A decade later I bought a used Hobie 18 that I called “Das Boot”. I raced it and did miserably as the Hobie fleet on Long Island was full of extremely competitive and experienced Hobie sailors. I knew I needed to crew for someone talented. Fortuitously I went to the best Hobie dealer on Long Island, Bellpat Marine, and met Ed Laviano who invited me to go racing with him. I told him I needed experience racing Hobies. He had a Hobie 33 named “The Vicar Is…”, which I had seen around the waters of long island. It would be my first time racing on a yacht that large and in Bellport Bay.

At the beginning of my first race with Ed, I remember he was looking in all the wrong places, seemingly disconnected with the whole race experience. In fact we were hard aground. It seemed this guy knew as much about sailing as my Uncle Al.

The starting gun went off, and Ed sheeted in the main and leaned the boat over on it’s ear. I almost fell off (which would have delayed our race) and scrambled to grab a hand rail to stay on. Ed noticed this, looked at me and said in a quiet, matter-of-fact voice, “Do hold On” (if I ever get another performance boat that WILL be its name in tribute and in memory of one of my best friends). That was it, I was done. One short race and i’d not have to sail with him again. I was sure this guy didn’t have a clue what he was doing. A funny thing happened though, he may not have been looking in what I thought was the right place, but we took the lead and it grew…. and grew…. and by the end of the race we had done a “horizon job” on the rest of the fleet.

There is one thing I DO know. No one wins a sailboat race by mistake. He was friendly and affable enough. At 26 years old I no longer needed to be “a kid” and do as I was told.
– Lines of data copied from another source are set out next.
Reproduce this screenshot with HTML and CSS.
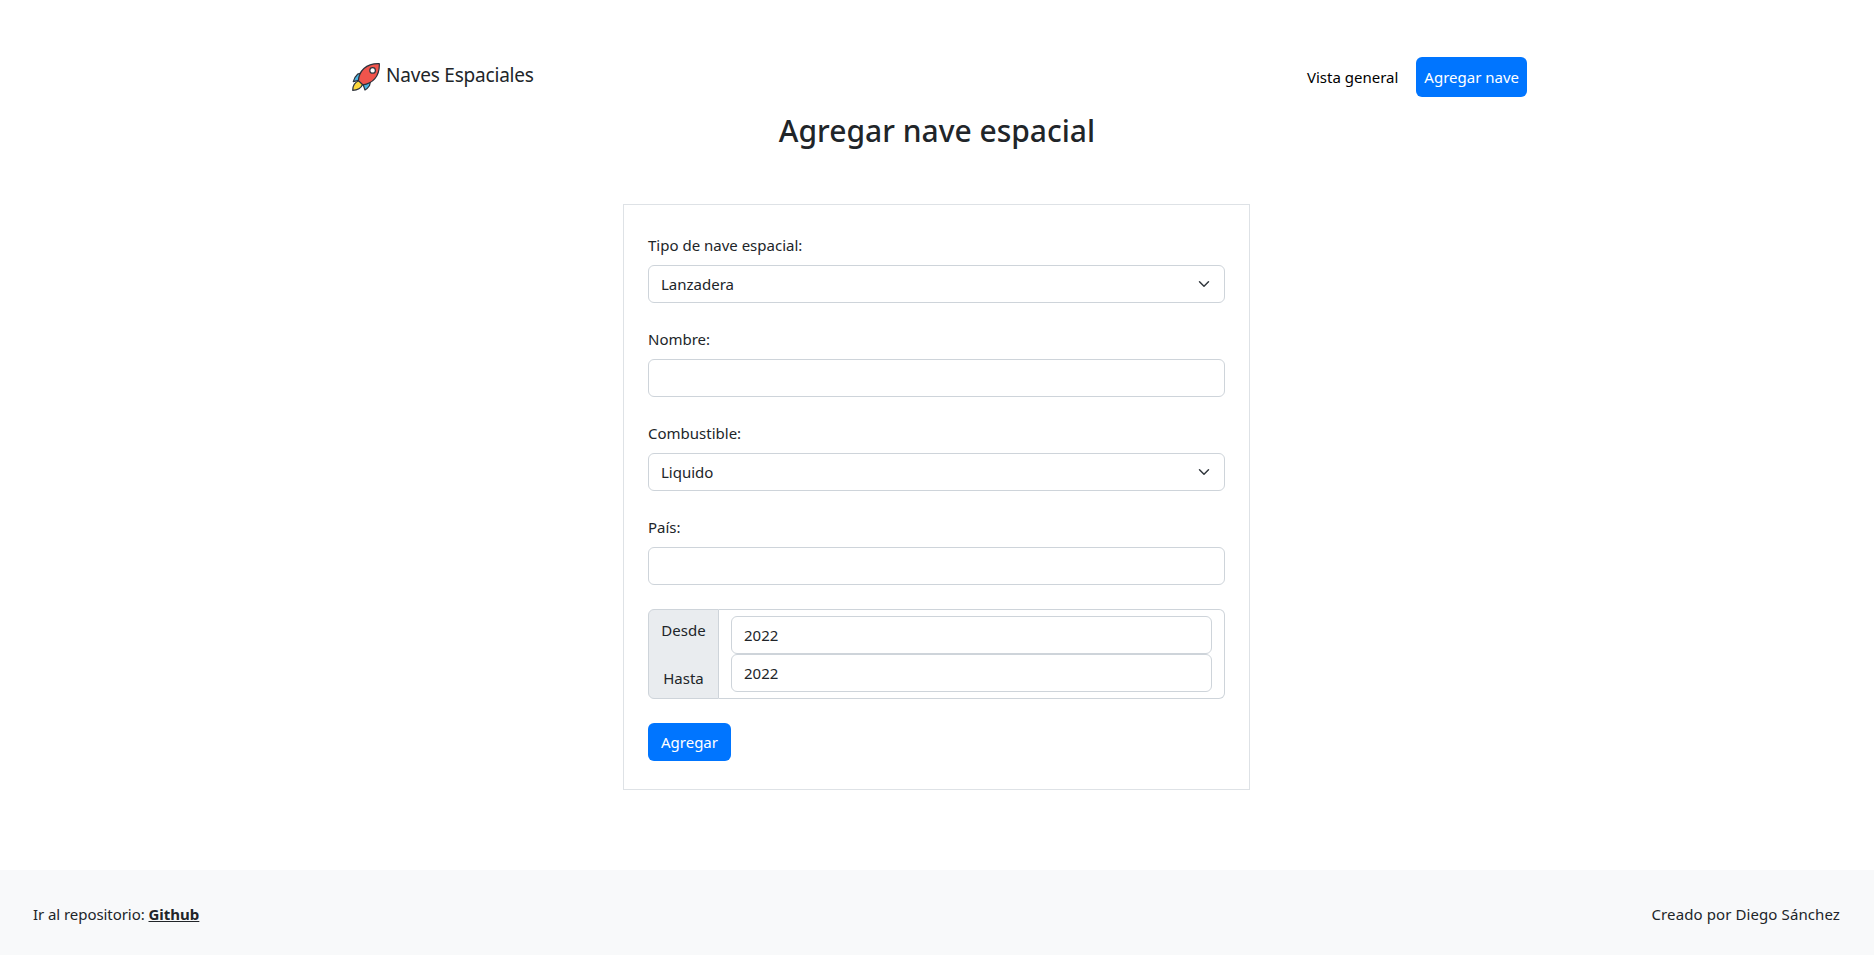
FILE: index.html
```html
<!DOCTYPE html>
<html lang="es">
<head>
  <meta charset="utf-8">
  <title>Naves Espaciales</title>
  <link rel="stylesheet" href="styles.css">
</head>
<body>
  <header class="navbar">
    <a class="brand" href="#">
      <svg class="brand-icon" viewBox="0 0 28 28" stroke="#2b303b" stroke-width="1.2" stroke-linejoin="round" stroke-linecap="round">
        <path d="M9 10.2 5.6 11.2Q2.6 13.8 1.3 18.6L7.6 17.2Z" fill="#4bb3e0"/>
        <path d="M18.4 18.8 17.4 22.8Q15.6 25.6 13 27L10.8 20.6Z" fill="#4bb3e0"/>
        <path d="M7 17.8Q.9 19.8 .7 27.3 8.2 27 10.6 21.4Z" fill="#fbd63b"/>
        <path d="M6.4 17.6C7 8.4 13.6 .3 27.3 .7 27.9 13.4 20.4 20.6 10.8 21.8Z" fill="#f0544c"/>
        <circle cx="20.6" cy="7.4" r="2.8" fill="#fff"/>
      </svg>
      <span class="brand-name">Naves Espaciales</span>
    </a>
    <nav class="nav">
      <a class="nav-link" href="#">Vista general</a>
      <a class="nav-link nav-link-active" href="#">Agregar nave</a>
    </nav>
  </header>

  <main class="main">
    <h1 class="title">Agregar nave espacial</h1>
    <form class="form">
      <label class="field">
        <span class="label">Tipo de nave espacial:</span>
        <select class="control select"><option>Lanzadera</option></select>
      </label>
      <label class="field">
        <span class="label">Nombre:</span>
        <input class="control" type="text">
      </label>
      <label class="field">
        <span class="label">Combustible:</span>
        <select class="control select"><option>Liquido</option></select>
      </label>
      <label class="field">
        <span class="label">País:</span>
        <input class="control" type="text">
      </label>
      <div class="group">
        <div class="group-labels"><span>Desde</span><span>Hasta</span></div>
        <div class="group-inputs">
          <input class="control" type="text" value="2022">
          <input class="control" type="text" value="2022">
        </div>
      </div>
      <button class="submit" type="button">Agregar</button>
    </form>
  </main>

  <footer class="footer">
    <span><span class="repo-label">Ir al repositorio: </span><a class="repo" href="#">Github</a></span>
    <span class="author">Creado por Diego Sánchez</span>
  </footer>
</body>
</html>
```
FILE: styles.css
```css
* { box-sizing: border-box; }

body {
  margin: 0;
  min-height: 955px;
  display: flex;
  flex-direction: column;
  font: 15px/24px "Noto Sans", "Open Sans", sans-serif;
  color: #212529;
  background: #fff;
}

a { color: inherit; text-decoration: none; }

.navbar {
  width: 1180px;
  margin: 57px auto 0;
  padding-left: 5px;
  height: 40px;
  display: flex;
  justify-content: space-between;
  align-items: center;
}

.brand { display: flex; align-items: center; gap: 6px; }
.brand-icon { width: 28px; height: 28px; display: block; }
.brand-name { font-size: 19px; letter-spacing: -0.2px; margin-top: -4px; }

.nav { display: flex; gap: 10px; color: #000; }
.nav-link { padding: 8px; border-radius: 6px; }
.nav-link-active { background: #0075ff; color: #fff; }

.main {
  display: flex;
  flex-direction: column;
  align-items: center;
}

.title {
  margin: 15px 0 54px;
  font-size: 30px;
  font-weight: 500;
  line-height: 38px;
}

.form {
  width: 627px;
  margin-right: 1px;
  padding: 28px 24px;
  border: 1px solid #dee2e6;
  display: flex;
  flex-direction: column;
  align-items: stretch;
  gap: 24px;
}

.field { display: flex; flex-direction: column; gap: 8px; }

.control {
  width: 100%;
  height: 38px;
  margin: 0;
  padding: 6px 12px;
  font: inherit;
  color: inherit;
  background: #fff;
  border: 1px solid #ced4da;
  border-radius: 6px;
}

.select {
  appearance: none;
  background: #fff url("data:image/svg+xml,%3csvg xmlns='http://www.w3.org/2000/svg' viewBox='0 0 16 16'%3e%3cpath fill='none' stroke='%23343a40' stroke-linecap='round' stroke-linejoin='round' stroke-width='2' d='m2 5 6 6 6-6'/%3e%3c/svg%3e") no-repeat right 12px center / 16px 12px;
}

.group { display: flex; height: 90px; }

.group-labels {
  width: 71px;
  padding: 8px 0;
  display: flex;
  flex-direction: column;
  justify-content: space-between;
  align-items: center;
  background: #e9ecef;
  border: 1px solid #ced4da;
  border-radius: 6px 0 0 6px;
}

.group-inputs {
  flex: 1;
  padding: 6px 12px;
  border: 1px solid #ced4da;
  border-left: 0;
  border-radius: 0 6px 6px 0;
}

.group-inputs .control { display: block; }

.submit {
  align-self: flex-start;
  width: 83px;
  height: 38px;
  padding: 0;
  font: inherit;
  color: #fff;
  background: #0075ff;
  border: 0;
  border-radius: 6px;
}

.footer {
  margin-top: auto;
  height: 85px;
  padding: 2px 33px 0;
  display: flex;
  justify-content: space-between;
  align-items: center;
  background: #f8f9fa;
}

.repo-label { letter-spacing: -0.06px; }
.repo { font-weight: 700; text-decoration: underline; }
.author { letter-spacing: 0.1px; margin-right: 1px; }
```
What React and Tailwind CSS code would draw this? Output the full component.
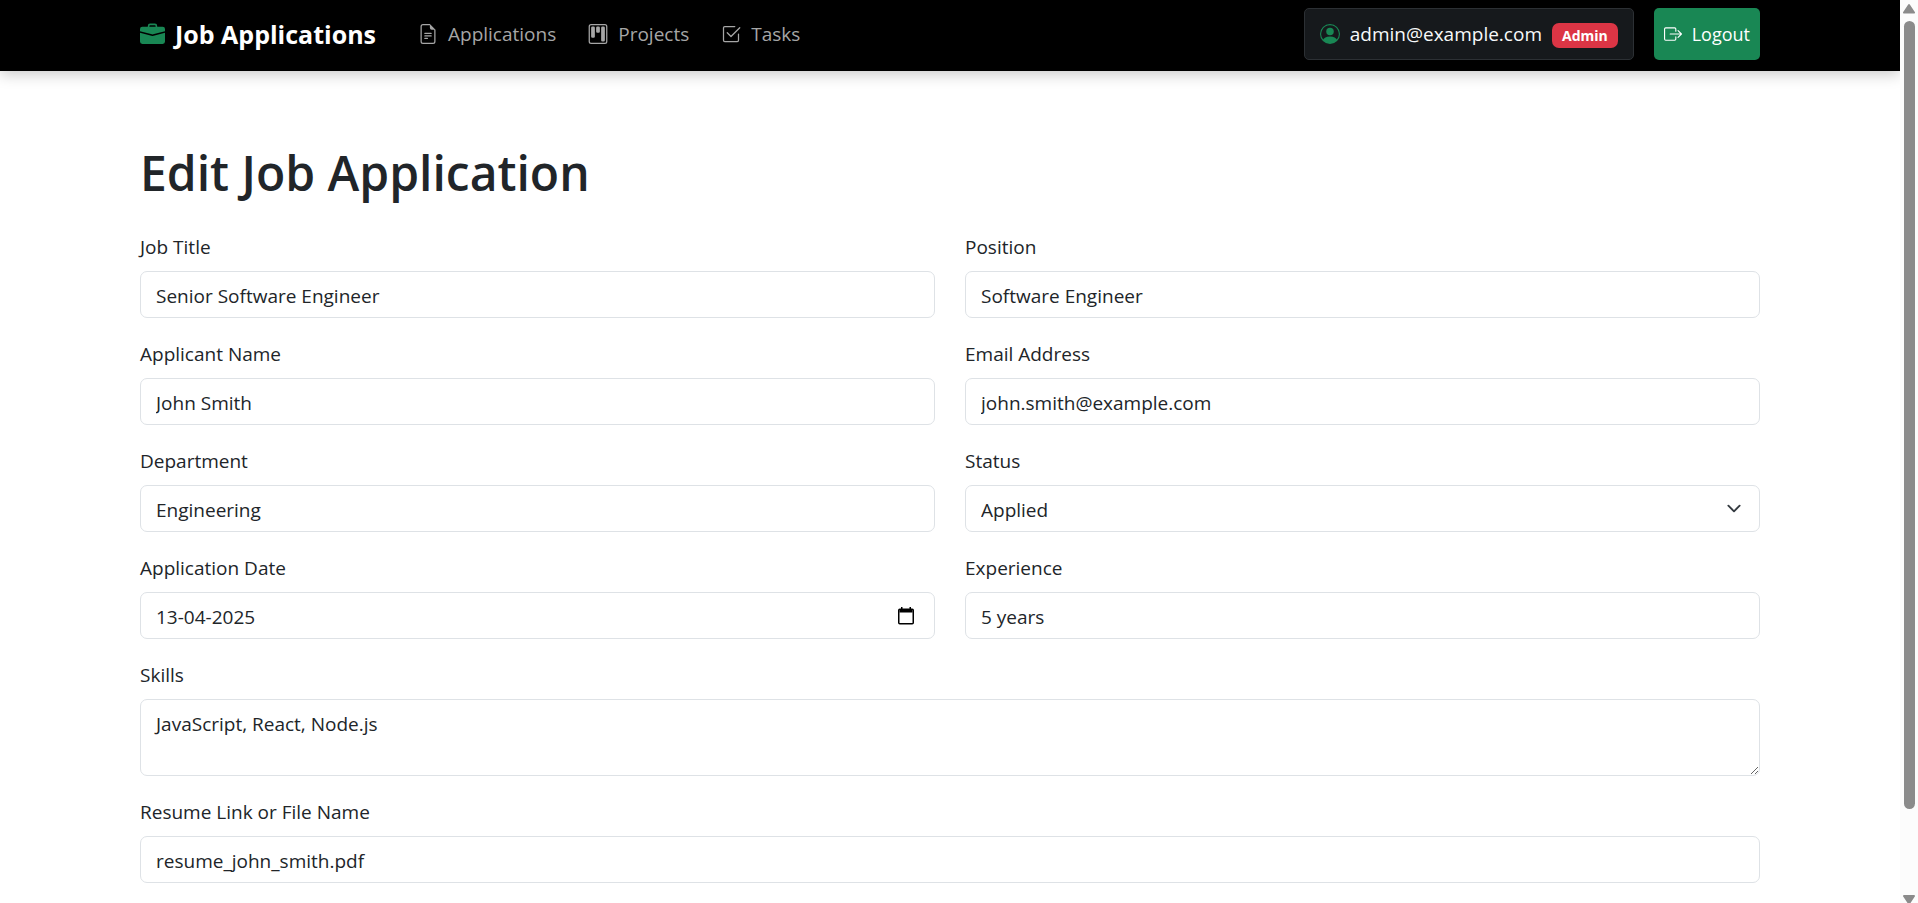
import {
  BsBoxArrowRight,
  BsBriefcaseFill,
  BsCheck2Square,
  BsFileEarmarkText,
  BsKanban,
  BsPersonCircle,
} from "react-icons/bs";

const control =
  "block h-[47px] w-full rounded-[7px] border border-[#dee2e6] bg-white px-[15px] pt-0.5 text-[19px] leading-[30px] text-[#212529] outline-none focus:border-[#86b7fe]";

function Field({ id, label, wide, children }) {
  return (
    <div className={wide ? "col-span-2" : ""}>
      <label htmlFor={id} className="mb-2 block w-fit leading-8">
        {label}
      </label>
      {children}
    </div>
  );
}

function TextField({ id, label, value, type = "text", wide }) {
  return (
    <Field id={id} label={label} wide={wide}>
      <input id={id} name={id} type={type} defaultValue={value} className={control} />
    </Field>
  );
}

function NavLink({ icon: Icon, children }) {
  return (
    <a href="#" className="flex items-center gap-[10px] text-[#a6a6a6] hover:text-white">
      <Icon className="size-5" aria-hidden="true" />
      {children}
    </a>
  );
}

function Navbar() {
  return (
    <header className="relative bg-black shadow-[0_3px_14px_rgba(0,0,0,0.22)]">
      <div className="mx-auto flex h-[71px] max-w-[1650px] items-center px-[15px] pb-[3px]">
        <a href="#" className="flex items-center gap-[10px] text-[25px] font-bold text-white">
          <BsBriefcaseFill className="size-[25px] text-[#198754]" aria-hidden="true" />
          Job Applications
        </a>
        <nav className="ml-[42px] flex items-center gap-8">
          <NavLink icon={BsFileEarmarkText}>Applications</NavLink>
          <NavLink icon={BsKanban}>Projects</NavLink>
          <NavLink icon={BsCheck2Square}>Tasks</NavLink>
        </nav>
        <div className="ml-auto flex items-center gap-5">
          <div className="flex h-[52px] items-center rounded-[5px] border border-[#2c3034] bg-[#16191c] px-[15px] text-[#f8f9fa]">
            <BsPersonCircle className="mr-[10px] size-5 text-[#198754]" aria-hidden="true" />
            admin@example.com
            <span className="ml-[10px] mt-0.5 rounded-[7px] bg-[#dc3545] px-[10px] text-sm leading-[25px] font-bold text-white">
              Admin
            </span>
          </div>
          <button
            type="button"
            className="flex h-[52px] items-center gap-[10px] rounded-[5px] bg-[#198754] px-[10px] text-lg text-white hover:bg-[#157347]"
          >
            <BsBoxArrowRight className="size-[18px]" aria-hidden="true" />
            Logout
          </button>
        </div>
      </div>
    </header>
  );
}

function Scrollbar() {
  return (
    <div className="flex h-full w-[18px] shrink-0 flex-col items-center bg-[#fcfcfc] text-[#8b8b8b]" aria-hidden="true">
      <svg className="mt-1 h-[10px] w-3 shrink-0" viewBox="0 0 12 10" fill="currentColor">
        <path d="M5.2.6a1 1 0 0 1 1.6 0l5 7.400a1 1 0 0 1-.8 1.600H1a1 1 0 0 1-.8-1.600z" />
      </svg>
      <div className="mt-[7px] mb-[86px] w-[11px] grow rounded-full bg-[#8b8b8b]" />
      <svg className="h-2 w-3 shrink-0" viewBox="0 0 12 8" fill="currentColor">
        <path d="M1 0h10a1 1 0 0 1 .8 1.600L7.500 8h-3L.2 1.600A1 1 0 0 1 1 0z" />
      </svg>
    </div>
  );
}

export default function App() {
  return (
    <div className="flex h-screen overflow-hidden bg-white font-['Open_Sans','Noto_Sans',sans-serif] text-[19px] leading-[30px] text-[#212529]">
      <div className="h-full min-w-0 grow overflow-hidden">
        <Navbar />
        <main className="mx-auto max-w-[1650px] px-[15px] pt-[72px]">
          <h1 className="mb-7 text-5xl leading-[60px] font-semibold">Edit Job Application</h1>
          <form className="grid grid-cols-2 gap-x-[30px] gap-y-5">
            <TextField id="jobTitle" label="Job Title" value="Senior Software Engineer" />
            <TextField id="position" label="Position" value="Software Engineer" />
            <TextField id="applicantName" label="Applicant Name" value="John Smith" />
            <TextField id="email" label="Email Address" type="email" value="john.smith@example.com" />
            <TextField id="department" label="Department" value="Engineering" />
            <Field id="status" label="Status">
              <div className="relative">
                <select id="status" name="status" defaultValue="Applied" className={`${control} appearance-none`}>
                  <option>Applied</option>
                  <option>Interview</option>
                  <option>Offered</option>
                  <option>Rejected</option>
                </select>
                <svg
                  className="pointer-events-none absolute inset-y-0 right-4 my-auto h-[15px] w-5"
                  viewBox="0 0 16 16"
                  fill="none"
                  aria-hidden="true"
                >
                  <path d="m2 5 6 6 6-6" stroke="#343a40" strokeWidth="2" strokeLinecap="round" strokeLinejoin="round" />
                </svg>
              </div>
            </Field>
            <Field id="applicationDate" label="Application Date">
              <div className="relative">
                <input
                  id="applicationDate"
                  name="applicationDate"
                  type="text"
                  defaultValue="13-04-2025"
                  className={control}
                />
                <button
                  type="button"
                  aria-label="Open calendar"
                  className="absolute inset-y-0 right-[19px] my-auto flex size-5 items-center justify-center"
                >
                  <svg className="h-[18px] w-4" viewBox="0 0 16 18" fill="none" aria-hidden="true">
                    <path
                      d="M1.500 2.500h13v3h-13zM3 0h1.500v2H3zM11.500 0H13v2h-1.500z"
                      fill="black"
                    />
                    <rect x="0.750" y="2.250" width="14.500" height="14.500" rx="1" stroke="black" strokeWidth="1.500" />
                  </svg>
                </button>
              </div>
            </Field>
            <TextField id="experience" label="Experience" value="5 years" />
            <Field id="skills" label="Skills" wide>
              <textarea
                id="skills"
                name="skills"
                defaultValue="JavaScript, React, Node.js"
                className="block h-[77px] w-full resize-y rounded-[7px] border border-[#dee2e6] bg-white px-[15px] pt-[9px] pb-2 text-[19px] leading-[30px] text-[#212529] outline-none focus:border-[#86b7fe]"
              />
            </Field>
            <TextField id="resume" label="Resume Link or File Name" value="resume_john_smith.pdf" wide />
          </form>
        </main>
      </div>
      <Scrollbar />
    </div>
  );
}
So I said:

“Ed, can I ask you a question?”

‘sure.’

“Isn’t it true that a boat sails fastest flat?”

‘yes, that’s true.

I was officially flustered and flummoxed, I blurted out:

“Then why did you lay the boat over on its side at the start of the race?”

Ed smiled, “Because the boat may sail fastest when flat, but it sails faster when the keel isn’t stuck in the mud.”

At that moment I realized there was a whole lot of unconventional thinking about racing (and life) that I wanted to learn from this man. I sailed with Ed as his crew for over 25 years, in dozens of campaigns, and many different boats and venues. I was known as “Ed’s foredeck crew” to the competitors. I also raced my own boats during this time and got pretty good at it.

I learned another important lesson as well. when you’re the first boat to a racing mark you have to decide which way to round it. If you do it wrong, you’re disqualified. everyone else follows you. There were times we would be so far out ahead that the competitors couldn’t see which way we rounded the mark. One of our competitors, after the race, came up to me and asked “which way did you round the mark?”. Before I could answer Ed jumped in and said “The correct way, which way did you round it?”

I and scores of other sailors on the bay were mentored by Ed, but none so much as me. I miss him dearly and hear his voice and his strategies in my head often. If you’re lucky enough to be with me on the bay during a sunset you may see me deep in thought. It’s likely i’m thinking of my friend and sailing mentor, Ed Laviano. There is no place I feel closer to him than when i’m sailing on the waters of Long Island, and Great South Bay.

Since those days I have coached, taught and mentored many young (and old) sailors. I have raced many different boats for many different organizations. None were like my days on ‘The Vicar Is…” with Ed. I like to think that I may have retained maybe 4% of what I learned from him.

That 4% is kickass.

Ed Laviano and Commander Ed Morris (CO of the base)
At the Tango Dock of the Governors Island Coast Guard Station
on the bow of “The Vicar Is…”
that’s Ed Laviano holding the governors cup.

1 thought on “Skipper Dan

  1. I, too, was a friend of Ed and Sally’s. I never sailed with them, although I wish I had. Ed was a master at engineering and manufacturing any sailboat part you could dream up. Ed and Sally were real people-miss them.